NZ Ambulance Association national secretary Mark Quin says Palmerston North Hospital's overloaded emergency department left ambulance patients waiting one to two hours to be handed into hospital care, showing how winter demand can spill from hospitals into the wider emergency network.
St John Ambulance confirmed it was experiencing delays getting patients into hospital care because of increased winter demand at emergency departments. The service said crews continued to assess, treat and monitor patients until care could be safely handed over. That reassurance matters, but it does not remove the network problem. If an ambulance crew is stuck caring for a patient outside or near an emergency department, that ambulance is not available for the next emergency in the community.
Quin said he understood Palmerston North Hospital was overloaded, leading to ambulances being ramped for significant periods. He estimated three to four ambulances were ramped at times and unable to respond to urgent calls. The concern is particularly acute for the most serious call categories, where patients need crews under lights and sirens.
The issue is not confined to one hospital. Quin said long waits were becoming increasingly common and had also been seen in places including Auckland, Waikato and Christchurch. He also noted a pattern of Mondays in winter being particularly busy. That fits the seasonal reality: respiratory illness, flu, delayed primary care, weekend presentations, staffing pressure and hospital bed constraints can all converge early in the week.
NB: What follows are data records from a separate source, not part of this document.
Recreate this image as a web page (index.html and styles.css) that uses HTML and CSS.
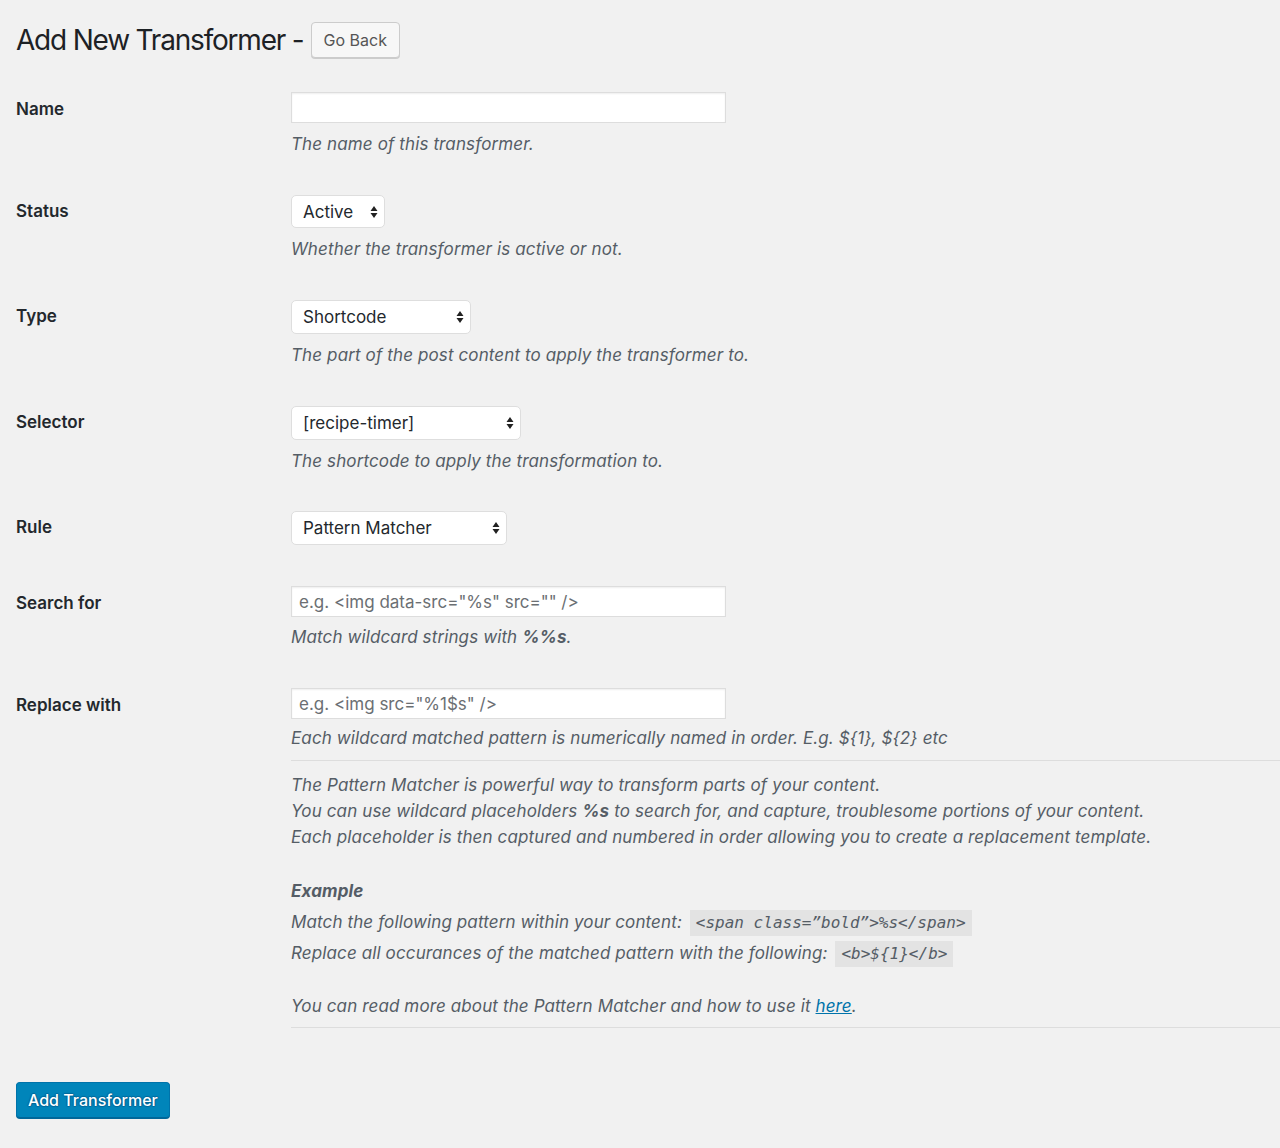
FILE: index.html
```html
<!DOCTYPE html>
<html>
<head>
<meta charset="utf-8">
<link rel="stylesheet" href="styles.css">
</head>
<body>
<div class="wrap">
  <div class="header">
    <h1 class="title">Add New Transformer -</h1>
    <a class="button">Go Back</a>
  </div>
  <div class="form">
    <div class="row">
      <div class="label lab-input">Name</div>
      <div class="field">
        <input class="text" type="text">
        <p class="desc">The name of this transformer.</p>
      </div>
    </div>
    <div class="row">
      <div class="label lab-select">Status</div>
      <div class="field">
        <span class="select w-status"><span class="sel-text">Active</span><svg class="arrows" width="8" height="14" viewBox="0 0 8 14"><path d="M4 1 L7.5 6 L0.5 6 Z M4 13 L7.5 8 L0.5 8 Z" fill="#222"/></svg></span>
        <p class="desc">Whether the transformer is active or not.</p>
      </div>
    </div>
    <div class="row">
      <div class="label lab-select">Type</div>
      <div class="field">
        <span class="select w-type"><span class="sel-text">Shortcode</span><svg class="arrows" width="8" height="14" viewBox="0 0 8 14"><path d="M4 1 L7.5 6 L0.5 6 Z M4 13 L7.5 8 L0.5 8 Z" fill="#222"/></svg></span>
        <p class="desc">The part of the post content to apply the transformer to.</p>
      </div>
    </div>
    <div class="row row-tight">
      <div class="label lab-select">Selector</div>
      <div class="field">
        <span class="select w-selector"><span class="sel-text">[recipe-timer]</span><svg class="arrows" width="8" height="14" viewBox="0 0 8 14"><path d="M4 1 L7.5 6 L0.5 6 Z M4 13 L7.5 8 L0.5 8 Z" fill="#222"/></svg></span>
        <p class="desc">The shortcode to apply the transformation to.</p>
      </div>
    </div>
    <div class="row row-nodesc">
      <div class="label lab-select">Rule</div>
      <div class="field">
        <span class="select w-rule"><span class="sel-text">Pattern Matcher</span><svg class="arrows" width="8" height="14" viewBox="0 0 8 14"><path d="M4 1 L7.5 6 L0.5 6 Z M4 13 L7.5 8 L0.5 8 Z" fill="#222"/></svg></span>
      </div>
    </div>
    <div class="row">
      <div class="label lab-input">Search for</div>
      <div class="field">
        <input class="text" type="text" placeholder="e.g. &lt;img data-src=&quot;%s&quot; src=&quot;&quot; /&gt;">
        <p class="desc desc-mid">Match wildcard strings with <b>%%s</b>.</p>
      </div>
    </div>
    <div class="row row-last">
      <div class="label lab-input">Replace with</div>
      <div class="field">
        <input class="text" type="text" placeholder="e.g. &lt;img src=&quot;%1$s&quot; /&gt;">
        <p class="desc desc-tight">Each wildcard matched pattern is numerically named in order. E.g. ${1}, ${2} etc</p>
        <div class="help">
          <p class="help-p">The Pattern Matcher is powerful way to transform parts of your content.<br>You can use wildcard placeholders <b>%s</b> to search for, and capture, troublesome portions of your content.<br>Each placeholder is then captured and numbered in order allowing you to create a replacement template.</p>
          <p class="help-p help-ex"><b class="ex-title">Example</b></p>
          <p class="help-code">Match the following pattern within your content: <code>&lt;span class=”bold”&gt;%s&lt;/span&gt;</code></p>
          <p class="help-code">Replace all occurances of the matched pattern with the following: <code>&lt;b&gt;${1}&lt;/b&gt;</code></p>
          <p class="help-p help-more">You can read more about the Pattern Matcher and how to use it <a class="link">here</a>.</p>
        </div>
      </div>
    </div>
  </div>
  <div class="submit">
    <a class="button-primary">Add Transformer</a>
  </div>
</div>
</body>
</html>
```

FILE: styles.css
```css
html, body {
  margin: 0;
  padding: 0;
  background: #f1f1f1;
}
body {
  font-family: Inter, "Noto Sans", sans-serif;
  color: #23282d;
  font-size: 17px;
  width: 1280px;
  height: 1148px;
  overflow: hidden;
}
.wrap {
  padding-left: 16px;
}
.header {
  display: flex;
  align-items: center;
  padding-top: 22px;
  height: 36px;
}
.title {
  margin: 0;
  font-size: 28px;
  font-weight: 400;
  color: #1d2125;
  line-height: 36px;
  letter-spacing: -1.2px;
  margin-right: 7px;
}
.button {
  display: inline-flex;
  align-items: center;
  box-sizing: border-box;
  height: 36px;
  padding: 0 12px;
  border: 1px solid #cccccc;
  border-radius: 4px;
  background: #f7f7f7;
  box-shadow: 0 1px 0 #cccccc;
  color: #555;
  font-size: 16px;
}
.form {
  margin-top: 34px;
}
.row {
  display: flex;
  margin-bottom: 38px;
}
.row-tight {
  margin-bottom: 37px;
}
.row-nodesc {
  margin-bottom: 41px;
}
.row-last {
  margin-bottom: 0;
}
.label {
  width: 275px;
  flex: none;
  font-weight: 600;
  font-size: 17px;
  color: #23282d;
}
.lab-input {
  line-height: 35px;
}
.lab-select {
  line-height: 33px;
}
.field {
  flex: 1;
  min-width: 0;
}
.text {
  display: block;
  box-sizing: border-box;
  width: 435px;
  height: 31px;
  margin: 0;
  padding: 0 7px;
  border: 1px solid #dddddd;
  background: #fff;
  box-shadow: inset 0 1px 2px rgba(0,0,0,0.07);
  font-family: inherit;
  font-size: 17px;
  color: #32373c;
  outline: none;
}
.text::placeholder {
  color: #6b6f73;
}
.select {
  position: relative;
  display: flex;
  align-items: center;
  box-sizing: border-box;
  height: 34px;
  padding-left: 11px;
  border: 1px solid #dedede;
  border-radius: 5px;
  background: #fff;
  color: #23282d;
  font-size: 17px;
}
.w-status { width: 94px; height: 33px; }
.w-type { width: 180px; }
.w-selector { width: 230px; }
.w-rule { width: 216px; }
.arrows {
  position: absolute;
  right: 6px;
  top: 9px;
}
.desc {
  margin: 8px 0 0;
  line-height: 26px;
  font-style: italic;
  color: #555d66;
  font-size: 17px;
  letter-spacing: 0.12px;
}
.desc-mid {
  margin-top: 7px;
}
.desc-tight {
  margin-top: 6px;
}
.desc b {
  font-weight: 700;
}
.help {
  margin-top: 9px;
  border-top: 1px solid #dddddd;
  border-bottom: 1px solid #dddddd;
  padding: 11px 0 8px;
  font-style: italic;
  color: #555d66;
  letter-spacing: 0.12px;
}
.help p {
  margin: 0;
}
.help-p {
  line-height: 26px;
}
.help-ex {
  margin-top: 28px !important;
}
.ex-title {
  font-weight: 700;
}
.help-code {
  line-height: 31px;
}
.help-ex + .help-code {
  margin-top: 3px !important;
}
.help-more {
  margin-top: 24px !important;
}
code {
  font-family: "DejaVu Sans Mono", monospace;
  font-style: italic;
  font-size: 16px;
  letter-spacing: 0;
  background: #e3e3e3;
  padding: 3px 6px 4px;
  color: #555d66;
  margin-left: 3px;
}
.link {
  color: #0073aa;
  text-decoration: underline;
}
.submit {
  margin-top: 54px;
}
.button-primary {
  display: inline-flex;
  align-items: center;
  box-sizing: border-box;
  height: 36px;
  padding: 0 11px;
  background: #0085ba;
  border: 1px solid #0073aa;
  border-bottom-color: #006799;
  border-radius: 4px;
  box-shadow: 0 1px 0 #006799;
  color: #fff;
  font-size: 16px;
  font-weight: 500;
  text-shadow: 0 -1px 1px #006799, 1px 0 1px #006799, 0 1px 1px #006799, -1px 0 1px #006799;
}
```
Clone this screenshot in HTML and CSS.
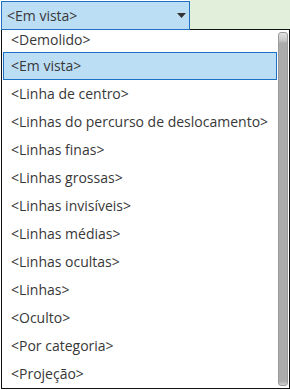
FILE: index.html
```html
<!DOCTYPE html>
<html>
<head>
<meta charset="utf-8">
<link rel="stylesheet" href="styles.css">
</head>
<body>
<div class="page">
  <div class="top">
    <div class="combo">
      <span class="combo-text">&lt;Em vista&gt;</span>
      <svg class="arrow" width="9" height="5" viewBox="0 0 9 5"><path d="M0 0H9L4.5 5Z" fill="#333"/></svg>
    </div>
    <div class="green"></div>
  </div>
  <div class="list">
    <div class="items-wrap">
      <ul class="items">
        <li class="first">&lt;Demolido&gt;</li>
        <li class="selected">&lt;Em vista&gt;</li>
        <li>&lt;Linha de centro&gt;</li>
        <li>&lt;Linhas do percurso de deslocamento&gt;</li>
        <li>&lt;Linhas finas&gt;</li>
        <li>&lt;Linhas grossas&gt;</li>
        <li>&lt;Linhas invisíveis&gt;</li>
        <li>&lt;Linhas médias&gt;</li>
        <li>&lt;Linhas ocultas&gt;</li>
        <li>&lt;Linhas&gt;</li>
        <li>&lt;Oculto&gt;</li>
        <li>&lt;Por categoria&gt;</li>
        <li>&lt;Projeção&gt;</li>
      </ul>
    </div>
    <div class="scrollbar"><div class="thumb"></div></div>
  </div>
</div>
</body>
</html>
```
FILE: styles.css
```css
html, body {
  margin: 0;
  padding: 0;
  background: #ffffff;
}
body {
  font-family: "Open Sans", "Noto Sans", sans-serif;
  font-size: 14px;
  color: #383838;
}
.page {
  width: 290px;
  height: 390px;
  overflow: hidden;
}
.top {
  display: flex;
  height: 29px;
}
.combo {
  box-sizing: border-box;
  width: 189px;
  height: 29px;
  margin-left: 1px;
  margin-top: 1px;
  border: 1px solid #1f6fc5;
  background: #bcdef5;
  display: flex;
  align-items: center;
  justify-content: space-between;
  padding: 0 3px 0 5px;
}
.combo-text {
  line-height: 26px;
}
.arrow {
  display: block;
}
.green {
  flex: 1;
  background: #e2efda;
}
.list {
  box-sizing: border-box;
  width: 289px;
  height: 360px;
  margin-left: 1px;
  border: 1px solid #111111;
  display: flex;
  background: #ffffff;
}
.items-wrap {
  flex: 1;
  overflow: hidden;
}
.items {
  list-style: none;
  margin: 0;
  padding: 0;
}
.items li {
  box-sizing: border-box;
  height: 28px;
  line-height: 28px;
  padding-left: 8px;
  margin: 0 1px 0 1px;
  white-space: nowrap;
}
.items li.first {
  height: 22px;
  line-height: 19px;
}
.items li.selected {
  border: 1px solid #1f6fc5;
  background: #bcdef5;
  line-height: 26px;
  padding-left: 7px;
}
.scrollbar {
  width: 11px;
  padding: 2px 1px 2px 0;
  box-sizing: border-box;
  display: flex;
}
.thumb {
  flex: 1;
  border: 1px solid #9a9a9a;
  border-radius: 3px;
  background: linear-gradient(to bottom, #e2e2e2 0, #c4c4c4 8px, #ababab 10px, #ababab calc(100% - 4px), #cfcfcf 100%);
}
```
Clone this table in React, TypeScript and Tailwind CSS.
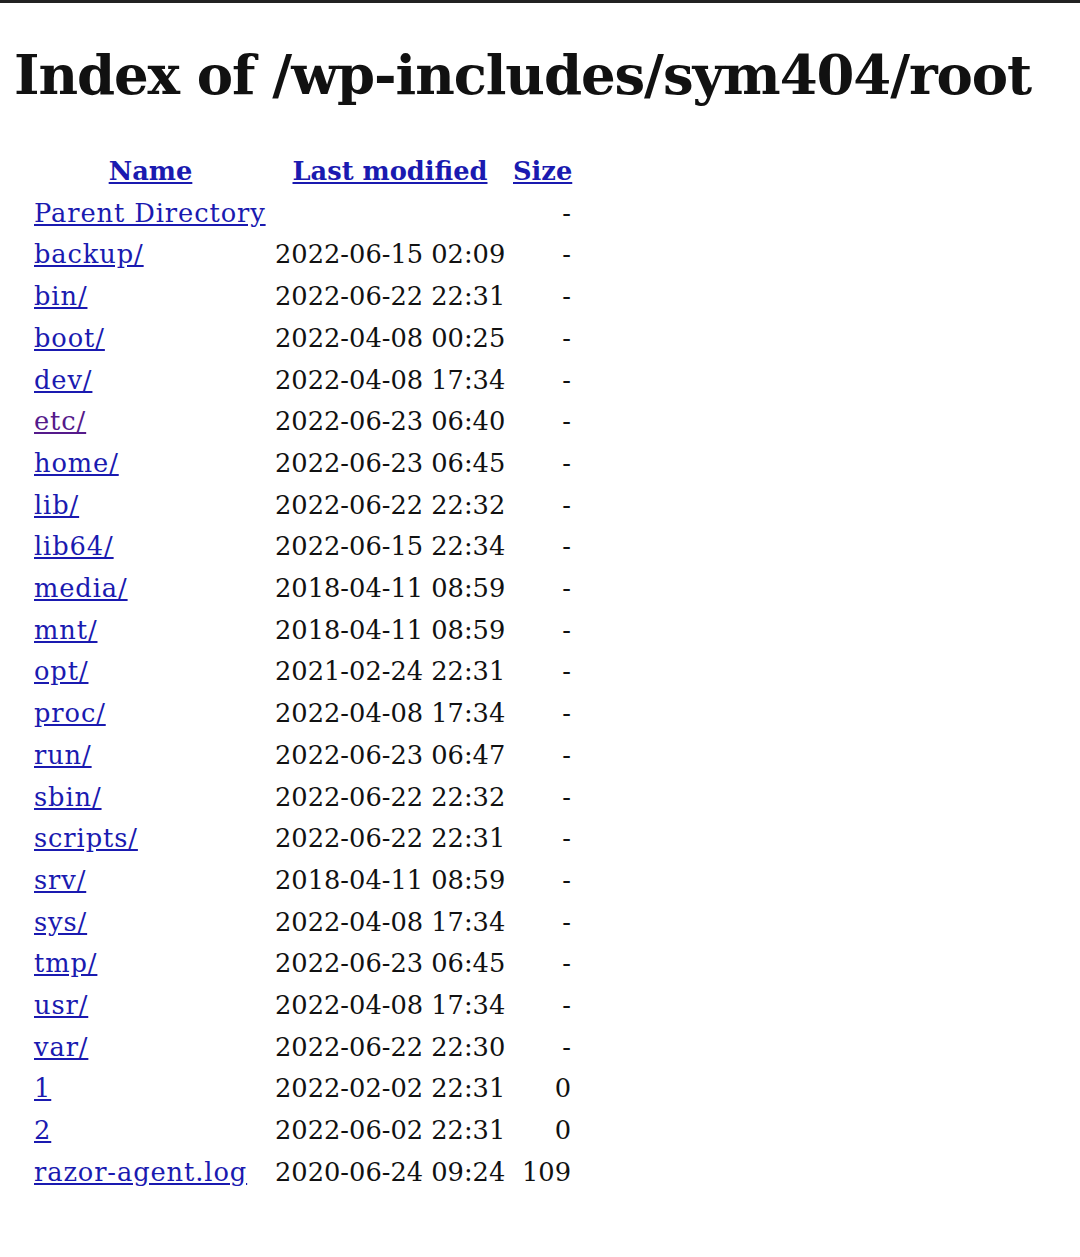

St John general manager ambulance operations Rosanne Shaw said increased winter demand was expected, but at times staff were experiencing delays transferring patients into hospital care across the country. She said St John was working with Health New Zealand and hospital teams to support patient flow and return ambulances to communities as quickly as possible. She also urged people to keep calling 111 for life-threatening emergencies, while seeking earlier advice from GPs, pharmacists, urgent care or Healthline for non-emergency concerns.
That message is carefully balanced. Emergency services do not want people with serious symptoms to stay away because they fear a queue. At the same time, crowded emergency departments cannot become the default answer for every winter illness or concern. The system works best when genuinely urgent patients arrive quickly and lower-acuity patients have realistic alternatives that are available, affordable and open when needed.
The Palmerston North delays also land days after public attention on the death of a man who collapsed in a Waikato Hospital emergency department toilet after waiting more than eight hours. Health New Zealand confirmed Waikato ED was more than 20 percent short on staff that night, and senior doctors' representatives have warned that under-staffing leaves services stretched even before unplanned absences.
For patients, the practical advice is to seek help early and use the right service for the severity of symptoms. For the health system, the lesson is bigger. Ambulance ramping is a visible sign of congestion deeper inside hospitals. Until patient flow, staffing, ward capacity and community care options improve together, emergency departments will keep exporting pressure back onto ambulances, crews and the people waiting for the next callout.